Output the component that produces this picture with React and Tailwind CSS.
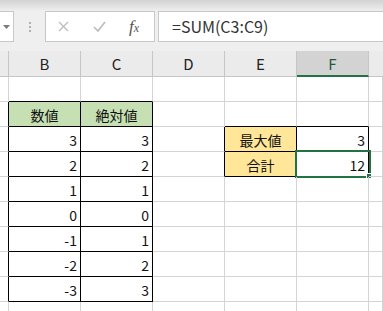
import React from 'react';

const COLS = ['', 'B', 'C', 'D', 'E', 'F', ''];
const WIDTHS = ['w-[9px]', 'w-[72px]', 'w-[72px]', 'w-[72px]', 'w-[72px]', 'w-[72px]', 'w-[14px]'];

// cell contents per grid row (row 0 = first visible row under the headers)
const cells = {
  '1-1': { text: '数値', fill: 'bg-[#c6e0b4]', center: true },
  '1-2': { text: '絶対値', fill: 'bg-[#c6e0b4]', center: true },
  '2-1': { text: '3' }, '2-2': { text: '3' },
  '3-1': { text: '2' }, '3-2': { text: '2' },
  '4-1': { text: '1' }, '4-2': { text: '1' },
  '5-1': { text: '0' }, '5-2': { text: '0' },
  '6-1': { text: '-1' }, '6-2': { text: '1' },
  '7-1': { text: '-2' }, '7-2': { text: '2' },
  '8-1': { text: '-3' }, '8-2': { text: '3' },
  '2-4': { text: '最大値', fill: 'bg-[#ffe699]', center: true },
  '2-5': { text: '3' },
  '3-4': { text: '合計', fill: 'bg-[#ffe699]', center: true },
  '3-5': { text: '12', selected: true },
};

const inTable = (r, c) =>
  ((c === 1 || c === 2) && r >= 1 && r <= 8) || ((c === 4 || c === 5) && r >= 2 && r <= 3);

function Cell({ r, c }) {
  const cell = cells[`${r}-${c}`];
  const right = inTable(r, c) || inTable(r, c + 1) ? 'border-r-black' : 'border-r-[#d4d4d4]';
  const bottom = inTable(r, c) || inTable(r + 1, c) ? 'border-b-black' : 'border-b-[#d4d4d4]';
  return (
    <div
      className={`relative h-[25px] shrink-0 border-r border-b ${right} ${bottom} ${WIDTHS[c]} ${
        cell?.fill || ''
      } flex items-center pt-[1px] ${cell?.center ? 'justify-center' : 'justify-end pr-[3px]'}`}
    >
      {cell && <span className="text-[14px] leading-none text-[#111]">{cell.text}</span>}
      {cell?.selected && (
        <div className="absolute -left-[2px] -top-[2px] -right-[3px] -bottom-[2px] border-2 border-[#217346]">
          <div className="absolute -right-[3px] -bottom-[3px] w-[6px] h-[6px] bg-[#217346] border border-white" />
        </div>
      )}
    </div>
  );
}

export default function App() {
  return (
    <div className="w-[383px] h-[311px] overflow-hidden bg-white font-['Noto_Sans_CJK_JP','Liberation_Sans',sans-serif]">
      {/* ribbon edge */}
      <div className="h-[11px] bg-gradient-to-b from-[#d2d2d2] to-[#efefef]" />

      {/* formula bar */}
      <div className="h-[40px] bg-[#efefef] flex items-start">
        <div className="w-[14px] h-[31px] bg-white border-y border-r border-[#c8c8c8] flex items-center justify-center">
          <svg width="7" height="4" viewBox="0 0 7 4">
            <path d="M0 0h7L3.5 4z" fill="#7a7a7a" />
          </svg>
        </div>
        <div className="w-[31px] h-[31px] flex flex-col items-center justify-center gap-[2px]">
          <span className="w-[2px] h-[2px] bg-[#b0b0b0]" />
          <span className="w-[2px] h-[2px] bg-[#b0b0b0]" />
          <span className="w-[2px] h-[2px] bg-[#b0b0b0]" />
        </div>
        <div className="w-[110px] h-[31px] bg-white border border-[#c8c8c8] flex items-center">
          <svg className="ml-[12px]" width="11" height="11" viewBox="0 0 11 11">
            <path d="M1 1l9 9M10 1l-9 9" stroke="#bdbdbd" strokeWidth="1.3" />
          </svg>
          <svg className="ml-[24px]" width="13" height="11" viewBox="0 0 13 11">
            <path d="M1 6l4 4L12 1" stroke="#bdbdbd" strokeWidth="1.7" fill="none" />
          </svg>
          <span className="ml-[23px] font-['Liberation_Serif',serif] italic text-[17px] leading-none text-[#555]">
            f<span className="text-[12px]">x</span>
          </span>
        </div>
        <div className="ml-[3px] flex-1 h-[31px] bg-white border-y border-l border-[#c8c8c8] flex items-center pl-[13px] pb-[1px]">
          <span className="text-[16px] leading-none text-[#333]">=SUM(C3:C9)</span>
        </div>
      </div>

      {/* column headers */}
      <div className="flex h-[26px] bg-[#ebebeb]">
        {COLS.map((h, i) => (
          <div
            key={i}
            className={`shrink-0 h-full flex items-center justify-center text-[15px] leading-none ${WIDTHS[i]} ${
              i < 6 ? 'border-r border-[#c6c6c6]' : ''
            } ${
              h === 'F'
                ? 'bg-[#d3d3d3] text-[#1d5b3a] border-b-2 border-b-[#217346]'
                : 'text-[#222] border-b border-b-[#c6c6c6]'
            }`}
          >
            {h}
          </div>
        ))}
      </div>

      {/* grid */}
      {Array.from({ length: 10 }, (_, r) => (
        <div key={r} className="flex">
          {COLS.map((_, c) => (
            <Cell key={c} r={r} c={c} />
          ))}
        </div>
      ))}
    </div>
  );
}
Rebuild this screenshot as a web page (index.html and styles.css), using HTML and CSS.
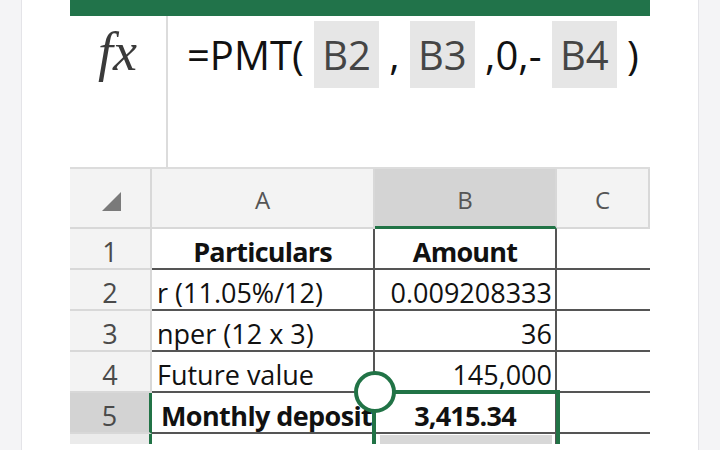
FILE: index.html
```html
<!DOCTYPE html>
<html lang="en">
<head>
  <meta charset="UTF-8" />
  <title>PMT - Monthly deposit</title>
  <meta name="viewport" content="width=device-width, initial-scale=1.0" />
  <link rel="stylesheet" href="styles.css">
</head>
<body>
  <div class="page">
    <div class="side side-left"></div>

    <main class="main">
      <div class="ribbon"></div>

      <!-- formula bar -->
      <div class="formula-bar">
        <div class="fx">fx</div>
        <div class="formula">=PMT( <span class="ref">B2</span> , <span class="ref">B3</span> ,0,- <span class="ref">B4</span> )</div>
      </div>

      <!-- sheet -->
      <div class="sheet">
        <div class="cell corner"><span class="corner-tri"></span></div>
        <div class="cell col-head">A</div>
        <div class="cell col-head active">B</div>
        <div class="cell col-head">C</div>

        <div class="cell row-head">1</div>
        <div class="cell bold center">Particulars</div>
        <div class="cell bold center">Amount</div>
        <div class="cell last"></div>

        <div class="cell row-head">2</div>
        <div class="cell">r (11.05%/12)</div>
        <div class="cell num">0.009208333</div>
        <div class="cell last"></div>

        <div class="cell row-head">3</div>
        <div class="cell">nper (12 x 3)</div>
        <div class="cell num">36</div>
        <div class="cell last"></div>

        <div class="cell row-head">4</div>
        <div class="cell">Future value</div>
        <div class="cell num">145,000</div>
        <div class="cell last"></div>

        <div class="cell row-head active">5</div>
        <div class="cell bold deposit">Monthly deposit</div>
        <div class="cell bold center">3,415.34</div>
        <div class="cell last"></div>

        <!-- row 6 is only partly visible -->
        <div class="cell row-head edge"></div>
        <div class="cell"></div>
        <div class="cell"><div class="fill-bar"></div></div>
        <div class="cell last"></div>

        <!-- selection outline over B5 -->
        <div class="selection"></div>
        <div class="handle"></div>
      </div>
    </main>

    <div class="side side-right"></div>
  </div>
</body>
</html>
```

FILE: styles.css
```css
body {
  margin: 0;
  background: #fff;
  font-family: "Open Sans", "Noto Sans", sans-serif;
  color: #111;
}
.page {
  display: flex;
  height: 450px;
  overflow: hidden;
}
.side {
  width: 21px;
  background: #f4f4f6;
}
.side-left {
  border-right: 1px solid #e4e4e8;
}
.side-right {
  width: 21px;
  border-left: 1px solid #e4e4e8;
}
.main {
  flex: 1;
  padding-left: 48px;
}
.ribbon {
  width: 580px;
  height: 16px;
  background: #21734a;
}

/* formula bar */
.formula-bar {
  display: flex;
  width: 580px;
  height: 153px;
  box-sizing: border-box;
  border-bottom: 2px solid #dcdcdc;
}
.fx {
  width: 98px;
  box-sizing: border-box;
  border-right: 2px solid #dcdcdc;
  padding: 6px 0 0 28px;
  font-family: "Liberation Serif", "DejaVu Serif", serif;
  font-style: italic;
  font-size: 54px;
  line-height: 60px;
  color: #3a3a3a;
}
.formula {
  padding: 5px 0 0 19px;
  font-size: 40px;
  line-height: 67px;
  white-space: nowrap;
  color: #111;
}
.ref {
  display: inline-block;
  padding: 0 8px;
  background: #e6e6e6;
  color: #454545;
  line-height: 67px;
}

/* sheet grid */
.sheet {
  position: relative;
  display: grid;
  grid-template-columns: 82px 223px 182px 93px;
  grid-template-rows: 60px;
  grid-auto-rows: 41px;
  width: 580px;
  height: 275px;
  overflow: hidden;
}
.cell {
  box-sizing: border-box;
  border-right: 2px solid #555;
  border-bottom: 2px solid #555;
  padding: 4px 5px 0;
  font-size: 27px;
  line-height: 37px;
  white-space: nowrap;
  overflow: hidden;
}
.cell.last {
  border-right: none;
}
.bold {
  font-weight: bold;
  letter-spacing: -0.8px;
}
.center {
  text-align: center;
}
.num {
  text-align: right;
  padding-right: 3px;
}
.deposit {
  padding-left: 9px;
  letter-spacing: -0.6px;
}
.corner,
.col-head,
.row-head {
  background: #f3f3f3;
  border-color: #d8d8d8;
  color: #4a4a4a;
  text-align: center;
}
.corner {
  display: flex;
  justify-content: center;
  align-items: center;
  padding: 6px 0 0 3px;
}
.corner-tri {
  width: 0;
  height: 0;
  border-left: 19px solid transparent;
  border-bottom: 19px solid #7a7a7a;
}
.col-head {
  font-size: 24px;
  padding-top: 12px;
  color: #555;
}
.col-head.active {
  background: #d4d4d4;
  border-bottom: 3px solid #217346;
}
.row-head {
  font-size: 27px;
}
.row-head.active {
  background: #d3d3d3;
  border-right: 3px solid #217346;
}
.row-head.edge {
  background: #ebebeb;
  border-right: 3px solid #217346;
}
.fill-bar {
  height: 9px;
  margin: -3px -2px 0 0;
  background: #d8d8d8;
}

/* selection + handle sit above the cells */
.selection {
  position: absolute;
  left: 302px;
  top: 221px;
  width: 188px;
  height: 70px;
  box-sizing: border-box;
  border: 4px solid #217346;
  border-bottom: none;
}
.handle {
  position: absolute;
  left: 284px;
  top: 202px;
  width: 42px;
  height: 42px;
  box-sizing: border-box;
  border: 4px solid #217346;
  border-radius: 50%;
  background: #fff;
}
```
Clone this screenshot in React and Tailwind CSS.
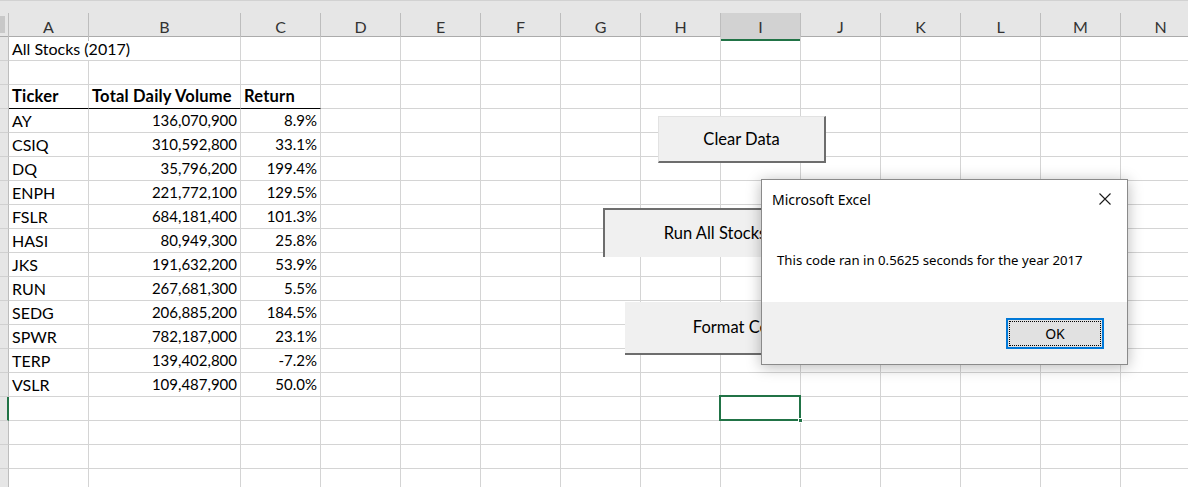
import React from 'react';

const ROW = 'grid grid-cols-[9px_80px_152px_repeat(12,80px)]';
const LETTERS = ['A', 'B', 'C', 'D', 'E', 'F', 'G', 'H', 'I', 'J', 'K', 'L', 'M', 'N'];

const stocks = [
  ['AY', '136,070,900', '8.9%'],
  ['CSIQ', '310,592,800', '33.1%'],
  ['DQ', '35,796,200', '199.4%'],
  ['ENPH', '221,772,100', '129.5%'],
  ['FSLR', '684,181,400', '101.3%'],
  ['HASI', '80,949,300', '25.8%'],
  ['JKS', '191,632,200', '53.9%'],
  ['RUN', '267,681,300', '5.5%'],
  ['SEDG', '206,885,200', '184.5%'],
  ['SPWR', '782,187,000', '23.1%'],
  ['TERP', '139,402,800', '-7.2%'],
  ['VSLR', '109,487,900', '50.0%'],
];

// build the 19 visible rows as arrays of 14 cells
const buildRows = () => {
  const rows = [];
  for (let r = 0; r < 19; r++) rows.push(Array(14).fill(null));
  rows[0][0] = { text: 'All Stocks (2017)', overflow: true };
  rows[2][0] = { text: 'Ticker', bold: true, rule: true };
  rows[2][1] = { text: 'Total Daily Volume', bold: true, rule: true };
  rows[2][2] = { text: 'Return', bold: true, rule: true };
  stocks.forEach(([t, v, ret], i) => {
    rows[3 + i][0] = { text: t };
    rows[3 + i][1] = { text: v, right: true };
    rows[3 + i][2] = { text: ret, right: true };
  });
  return rows;
};

const Cell = ({ cell }) => {
  if (!cell) return <div className="h-[24px] border-r border-b border-[#d4d4d4]" />;
  const size = cell.bold
    ? 'font-bold text-[16.5px] tracking-[0.2px]'
    : cell.right
    ? 'text-[15px]'
    : 'text-[16px]';
  return (
    <div
      className={`h-[24px] flex items-center px-[3px] whitespace-nowrap text-black ${size} ${
        cell.overflow ? 'border-b border-[#d4d4d4] overflow-visible relative z-[1]' : 'border-r border-[#d4d4d4] overflow-hidden'
      } ${cell.rule ? 'border-b border-b-black' : cell.overflow ? '' : 'border-b'} ${
        cell.right ? 'justify-end' : ''
      }`}
    >
      {cell.text}
    </div>
  );
};

const SheetButton = ({ label, className }) => (
  <div
    className={`absolute flex items-center justify-center bg-[#f0f0f0] text-[16.5px] text-black ${className}`}
  >
    {label}
  </div>
);

export default function App() {
  const rows = buildRows();

  return (
    <div className="relative w-[1188px] h-[487px] overflow-hidden bg-white font-['Lato',sans-serif] text-[15px]">
      {/* top strip */}
      <div className="h-[13px] bg-[#e6e6e6] border-t border-[#d2d2d2]" />

      {/* column headers */}
      <div className={`${ROW} h-[24px] bg-[#e6e6e6] border-b border-[#ababab]`}>
        <div className="border-r border-[#bdbdbd] relative">
          <div className="absolute left-0 top-[3px] w-[5px] h-[17px] bg-[#c8c8c8]" />
        </div>
        {LETTERS.map((l) => (
          <div
            key={l}
            className={`flex items-center justify-center border-r border-[#bdbdbd] text-[#333] text-[16px] ${
              l === 'I' ? 'bg-[#d2d2d2] border-b-2 border-b-[#217346] pt-[2px]' : ''
            }`}
          >
            {l}
          </div>
        ))}
      </div>

      {/* sheet rows */}
      {rows.map((cells, r) => (
        <div key={r} className={ROW}>
          <div
            className={`h-[24px] bg-[#e6e6e6] border-b border-[#d0d0d0] ${
              r === 15 ? 'border-r-2 border-r-[#217346]' : 'border-r border-r-[#bdbdbd]'
            }`}
          />
          {cells.map((c, i) => (
            <Cell key={i} cell={c} />
          ))}
        </div>
      ))}

      {/* active cell I16 */}
      <div className="absolute left-[719px] top-[395px] w-[82px] h-[26px] border-2 border-[#217346]">
        <div className="absolute right-[-4px] bottom-[-4px] w-[5px] h-[5px] bg-[#217346] border border-white" />
      </div>

      {/* macro buttons */}
      <SheetButton
        label="Clear Data"
        className="left-[658px] top-[116px] w-[168px] h-[47px] border-t border-l border-[#e2e2e2] border-r-2 border-b-2 border-r-[#6d6d6d] border-b-[#6d6d6d]"
      />
      <SheetButton
        label="Run All Stocks"
        className="left-[603px] top-[208px] w-[222px] h-[49px] border-t-2 border-l-2 border-[#6d6d6d]"
      />
      <SheetButton
        label="Format Cells"
        className="left-[625px] top-[302px] w-[228px] h-[53px] border-b-2 border-r-2 border-[#6d6d6d]"
      />

      {/* message box */}
      <div className="absolute left-[761px] top-[179px] w-[367px] h-[186px] flex flex-col bg-white border border-[#8a8a8a] shadow-[0_2px_14px_rgba(0,0,0,0.28)] font-['Noto_Sans',sans-serif] text-[13.2px] text-black">
        <div className="h-[39px] flex items-center justify-between pl-[10px] pr-[16px]">
          <span className="text-[14px]">Microsoft Excel</span>
          <svg width="12" height="12" viewBox="0 0 12 12" className="mt-[-2px]">
            <path d="M0.5 0.5 L11.5 11.5 M11.5 0.5 L0.5 11.5" stroke="#1a1a1a" strokeWidth="1.1" fill="none" />
          </svg>
        </div>
        <div className="flex-1 pl-[15px] pt-[32px] leading-[18px]">
          This code ran in 0.5625 seconds for the year 2017
        </div>
        <div className="h-[62px] bg-[#f0f0f0] flex items-start justify-end pt-[16px] pr-[23px]">
          <div className="w-[98px] h-[31px] border-2 border-[#0078d7] bg-[#e1e1e1] p-[1px]">
            <div className="w-full h-full border border-dotted border-black flex items-center justify-center text-[14px]">
              OK
            </div>
          </div>
        </div>
      </div>
    </div>
  );
}
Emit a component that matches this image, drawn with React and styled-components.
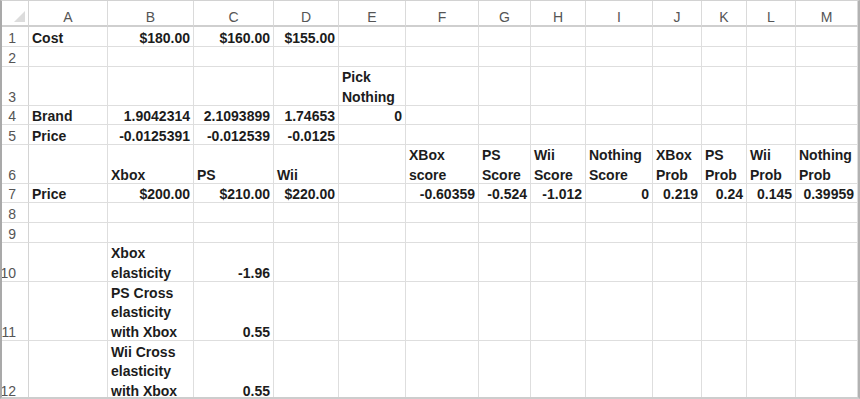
import React from "react";
import styled, { createGlobalStyle } from "styled-components";

const GlobalStyle = createGlobalStyle`
  html, body {
    margin: 0;
    padding: 0;
    background: #ffffff;
  }
  body {
    font-family: "Liberation Sans", Arial, sans-serif;
  }
`;

const COLS = [
  ["A", 79],
  ["B", 86],
  ["C", 80],
  ["D", 65],
  ["E", 67],
  ["F", 73],
  ["G", 52],
  ["H", 55],
  ["I", 67],
  ["J", 49],
  ["K", 45],
  ["L", 49],
  ["M", 62],
];

const ROWS = [
  { h: 20, cells: { A: "Cost", B: "$180.00", C: "$160.00", D: "$155.00" } },
  { h: 20, cells: {} },
  { h: 39, cells: { E: "Pick\nNothing" } },
  { h: 19, cells: { A: "Brand", B: "1.9042314", C: "2.1093899", D: "1.74653", E: "0" } },
  { h: 20, cells: { A: "Price", B: "-0.0125391", C: "-0.012539", D: "-0.0125" } },
  {
    h: 39,
    cells: {
      B: "Xbox",
      C: "PS",
      D: "Wii",
      F: "XBox\nscore",
      G: "PS\nScore",
      H: "Wii\nScore",
      I: "Nothing\nScore",
      J: "XBox\nProb",
      K: "PS\nProb",
      L: "Wii\nProb",
      M: "Nothing\nProb",
    },
  },
  {
    h: 19,
    cells: {
      A: "Price",
      B: "$200.00",
      C: "$210.00",
      D: "$220.00",
      F: "-0.60359",
      G: "-0.524",
      H: "-1.012",
      I: "0",
      J: "0.219",
      K: "0.24",
      L: "0.145",
      M: "0.39959",
    },
  },
  { h: 20, cells: {} },
  { h: 20, cells: {} },
  { h: 39, cells: { B: "Xbox\nelasticity", C: "-1.96" } },
  { h: 59, cells: { B: "PS Cross\nelasticity\nwith Xbox", C: "0.55" } },
  { h: 59, cells: { B: "Wii Cross\nelasticity\nwith Xbox", C: "0.55" } },
];

// labels sit left, numbers and money sit right, as in the sheet
const isNumber = (t) => /^[-$\d]/.test(t);

const Frame = styled.div`
  box-sizing: border-box;
  width: 860px;
  height: 399px;
  overflow: hidden;
  border-left: 2px solid #a9a9a9;
  border-top: 1px solid #d2d2d2;
  border-right: 2px solid #b2b2b2;
  border-bottom: 2px solid #cdcdcd;
  background: #ffffff;
`;

const Grid = styled.div`
  display: grid;
  grid-template-columns: 27px ${COLS.map((c) => `${c[1]}px`).join(" ")};
  grid-template-rows: 26px ${ROWS.map((r) => `${r.h}px`).join(" ")};
`;

const Corner = styled.div`
  box-sizing: border-box;
  display: flex;
  justify-content: flex-end;
  align-items: flex-end;
  padding: 0 3px 3px 0;
  border-right: 1px solid #d4d4d4;
  border-bottom: 2px solid #cfcfcf;
`;

const Triangle = styled.div`
  width: 11px;
  height: 11px;
  background: #dcdcdc;
  clip-path: polygon(100% 0, 100% 100%, 0 100%);
`;

const ColHead = styled.div`
  box-sizing: border-box;
  display: flex;
  align-items: flex-end;
  justify-content: center;
  font-size: 14px;
  line-height: 15px;
  color: #555555;
  border-right: 1px solid #dadada;
  border-bottom: 2px solid #cfcfcf;
`;

const RowHead = styled.div`
  box-sizing: border-box;
  display: flex;
  align-items: flex-end;
  justify-content: flex-end;
  padding-right: 12px;
  font-size: 14px;
  line-height: 19.5px;
  white-space: nowrap;
  color: #555555;
  border-right: 1px solid #d4d4d4;
  border-bottom: 1px solid #dedede;
`;

const Cell = styled.div`
  box-sizing: border-box;
  display: flex;
  align-items: flex-end;
  justify-content: ${(p) => (p.$right ? "flex-end" : "flex-start")};
  padding: 0 3px;
  font-size: 14px;
  font-weight: bold;
  line-height: 19.5px;
  color: #1c1c1c;
  white-space: pre-line;
  text-align: ${(p) => (p.$right ? "right" : "left")};
  border-right: 1px solid #dedede;
  border-bottom: 1px solid #dedede;
  overflow: hidden;
`;

const Text = styled.span`
  margin-bottom: -2px;
`;

export default function App() {
  return (
    <>
      <GlobalStyle />
      <Frame>
        <Grid>
          <Corner>
            <Triangle />
          </Corner>
          {COLS.map(([name]) => (
            <ColHead key={name}>{name}</ColHead>
          ))}
          {ROWS.map((row, i) => (
            <React.Fragment key={i}>
              <RowHead>
                <Text>{i + 1}</Text>
              </RowHead>
              {COLS.map(([name]) => {
                const t = row.cells[name] || "";
                return (
                  <Cell key={name} $right={isNumber(t)}>
                    {t && <Text>{t}</Text>}
                  </Cell>
                );
              })}
            </React.Fragment>
          ))}
        </Grid>
      </Frame>
    </>
  );
}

####################

# Exercise:
Report how many lines in this data include the string "that", and nothing else.

# Task answer:
2